• _Short task_
Leave out the pictures; transcribe all else exactly.

• _Data excerpt_
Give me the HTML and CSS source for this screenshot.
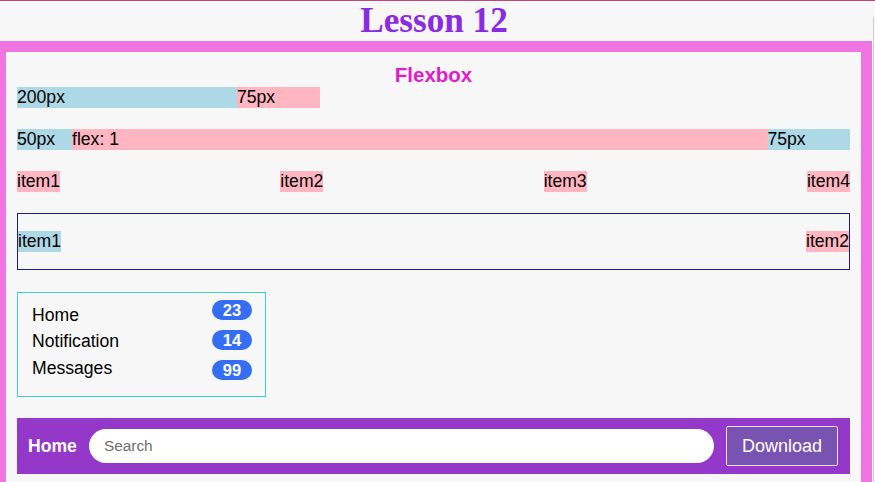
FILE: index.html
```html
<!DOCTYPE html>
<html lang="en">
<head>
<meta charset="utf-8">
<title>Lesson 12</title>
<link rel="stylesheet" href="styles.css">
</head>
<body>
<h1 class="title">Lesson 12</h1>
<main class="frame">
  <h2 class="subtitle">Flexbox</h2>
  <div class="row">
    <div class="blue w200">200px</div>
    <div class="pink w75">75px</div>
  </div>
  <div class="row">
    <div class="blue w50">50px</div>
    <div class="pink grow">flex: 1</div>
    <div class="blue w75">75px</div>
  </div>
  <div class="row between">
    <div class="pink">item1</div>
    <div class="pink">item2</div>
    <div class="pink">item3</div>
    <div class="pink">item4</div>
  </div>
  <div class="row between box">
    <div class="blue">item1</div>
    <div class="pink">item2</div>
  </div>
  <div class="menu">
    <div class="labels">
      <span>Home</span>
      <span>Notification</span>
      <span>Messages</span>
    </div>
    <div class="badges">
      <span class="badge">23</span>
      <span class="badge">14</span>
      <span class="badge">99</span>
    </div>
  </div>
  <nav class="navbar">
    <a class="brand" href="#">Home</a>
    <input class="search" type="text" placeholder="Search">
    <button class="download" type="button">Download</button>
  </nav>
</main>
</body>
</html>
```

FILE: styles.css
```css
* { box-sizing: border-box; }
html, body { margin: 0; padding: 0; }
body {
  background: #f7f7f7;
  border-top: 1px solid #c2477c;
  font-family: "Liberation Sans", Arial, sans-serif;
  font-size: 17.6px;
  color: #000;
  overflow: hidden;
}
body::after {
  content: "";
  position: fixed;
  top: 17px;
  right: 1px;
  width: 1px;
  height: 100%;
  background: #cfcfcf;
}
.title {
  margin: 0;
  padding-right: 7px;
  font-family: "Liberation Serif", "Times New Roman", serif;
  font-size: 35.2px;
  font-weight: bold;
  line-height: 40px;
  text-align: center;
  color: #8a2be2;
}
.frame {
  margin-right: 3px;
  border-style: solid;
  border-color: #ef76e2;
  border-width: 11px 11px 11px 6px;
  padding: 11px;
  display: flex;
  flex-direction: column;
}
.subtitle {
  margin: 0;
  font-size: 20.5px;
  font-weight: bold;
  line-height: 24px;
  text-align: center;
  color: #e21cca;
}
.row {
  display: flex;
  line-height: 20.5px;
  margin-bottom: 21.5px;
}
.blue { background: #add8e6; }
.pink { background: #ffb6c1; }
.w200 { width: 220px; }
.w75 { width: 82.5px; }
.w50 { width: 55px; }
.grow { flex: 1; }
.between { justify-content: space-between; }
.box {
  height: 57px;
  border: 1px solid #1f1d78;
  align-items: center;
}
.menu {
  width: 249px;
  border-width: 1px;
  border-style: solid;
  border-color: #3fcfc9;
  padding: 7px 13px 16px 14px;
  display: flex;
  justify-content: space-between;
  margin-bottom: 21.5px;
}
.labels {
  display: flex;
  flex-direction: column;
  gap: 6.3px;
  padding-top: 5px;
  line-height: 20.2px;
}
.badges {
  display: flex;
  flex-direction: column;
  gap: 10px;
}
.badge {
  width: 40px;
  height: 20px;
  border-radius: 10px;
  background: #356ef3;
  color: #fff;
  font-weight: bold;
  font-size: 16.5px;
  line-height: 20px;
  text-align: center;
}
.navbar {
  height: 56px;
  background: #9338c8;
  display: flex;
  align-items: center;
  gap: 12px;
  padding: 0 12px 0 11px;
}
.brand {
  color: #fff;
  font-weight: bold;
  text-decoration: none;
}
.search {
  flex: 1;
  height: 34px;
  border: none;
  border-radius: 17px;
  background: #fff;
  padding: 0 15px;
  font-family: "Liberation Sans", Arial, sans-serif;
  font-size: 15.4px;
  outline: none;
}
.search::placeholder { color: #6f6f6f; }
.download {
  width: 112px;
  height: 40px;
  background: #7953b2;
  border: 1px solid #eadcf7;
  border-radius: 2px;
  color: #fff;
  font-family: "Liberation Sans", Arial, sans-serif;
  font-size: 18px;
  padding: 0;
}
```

• _Completed task_
Give me the HTML and CSS source for this screenshot.
FILE: index.html
```html
<!DOCTYPE html>
<html lang="en">
<head>
<meta charset="utf-8">
<title>Lesson 12</title>
<link rel="stylesheet" href="styles.css">
</head>
<body>
<h1 class="title">Lesson 12</h1>
<main class="frame">
  <h2 class="subtitle">Flexbox</h2>
  <div class="row">
    <div class="blue w200">200px</div>
    <div class="pink w75">75px</div>
  </div>
  <div class="row">
    <div class="blue w50">50px</div>
    <div class="pink grow">flex: 1</div>
    <div class="blue w75">75px</div>
  </div>
  <div class="row between">
    <div class="pink">item1</div>
    <div class="pink">item2</div>
    <div class="pink">item3</div>
    <div class="pink">item4</div>
  </div>
  <div class="row between box">
    <div class="blue">item1</div>
    <div class="pink">item2</div>
  </div>
  <div class="menu">
    <div class="labels">
      <span>Home</span>
      <span>Notification</span>
      <span>Messages</span>
    </div>
    <div class="badges">
      <span class="badge">23</span>
      <span class="badge">14</span>
      <span class="badge">99</span>
    </div>
  </div>
  <nav class="navbar">
    <a class="brand" href="#">Home</a>
    <input class="search" type="text" placeholder="Search">
    <button class="download" type="button">Download</button>
  </nav>
</main>
</body>
</html>
```

FILE: styles.css
```css
* { box-sizing: border-box; }
html, body { margin: 0; padding: 0; }
body {
  background: #f7f7f7;
  border-top: 1px solid #c2477c;
  font-family: "Liberation Sans", Arial, sans-serif;
  font-size: 17.6px;
  color: #000;
  overflow: hidden;
}
body::after {
  content: "";
  position: fixed;
  top: 17px;
  right: 1px;
  width: 1px;
  height: 100%;
  background: #cfcfcf;
}
.title {
  margin: 0;
  padding-right: 7px;
  font-family: "Liberation Serif", "Times New Roman", serif;
  font-size: 35.2px;
  font-weight: bold;
  line-height: 40px;
  text-align: center;
  color: #8a2be2;
}
.frame {
  margin-right: 3px;
  border-style: solid;
  border-color: #ef76e2;
  border-width: 11px 11px 11px 6px;
  padding: 11px;
  display: flex;
  flex-direction: column;
}
.subtitle {
  margin: 0;
  font-size: 20.5px;
  font-weight: bold;
  line-height: 24px;
  text-align: center;
  color: #e21cca;
}
.row {
  display: flex;
  line-height: 20.5px;
  margin-bottom: 21.5px;
}
.blue { background: #add8e6; }
.pink { background: #ffb6c1; }
.w200 { width: 220px; }
.w75 { width: 82.5px; }
.w50 { width: 55px; }
.grow { flex: 1; }
.between { justify-content: space-between; }
.box {
  height: 57px;
  border: 1px solid #1f1d78;
  align-items: center;
}
.menu {
  width: 249px;
  border-width: 1px;
  border-style: solid;
  border-color: #3fcfc9;
  padding: 7px 13px 16px 14px;
  display: flex;
  justify-content: space-between;
  margin-bottom: 21.5px;
}
.labels {
  display: flex;
  flex-direction: column;
  gap: 6.3px;
  padding-top: 5px;
  line-height: 20.2px;
}
.badges {
  display: flex;
  flex-direction: column;
  gap: 10px;
}
.badge {
  width: 40px;
  height: 20px;
  border-radius: 10px;
  background: #356ef3;
  color: #fff;
  font-weight: bold;
  font-size: 16.5px;
  line-height: 20px;
  text-align: center;
}
.navbar {
  height: 56px;
  background: #9338c8;
  display: flex;
  align-items: center;
  gap: 12px;
  padding: 0 12px 0 11px;
}
.brand {
  color: #fff;
  font-weight: bold;
  text-decoration: none;
}
.search {
  flex: 1;
  height: 34px;
  border: none;
  border-radius: 17px;
  background: #fff;
  padding: 0 15px;
  font-family: "Liberation Sans", Arial, sans-serif;
  font-size: 15.4px;
  outline: none;
}
.search::placeholder { color: #6f6f6f; }
.download {
  width: 112px;
  height: 40px;
  background: #7953b2;
  border: 1px solid #eadcf7;
  border-radius: 2px;
  color: #fff;
  font-family: "Liberation Sans", Arial, sans-serif;
  font-size: 18px;
  padding: 0;
}
```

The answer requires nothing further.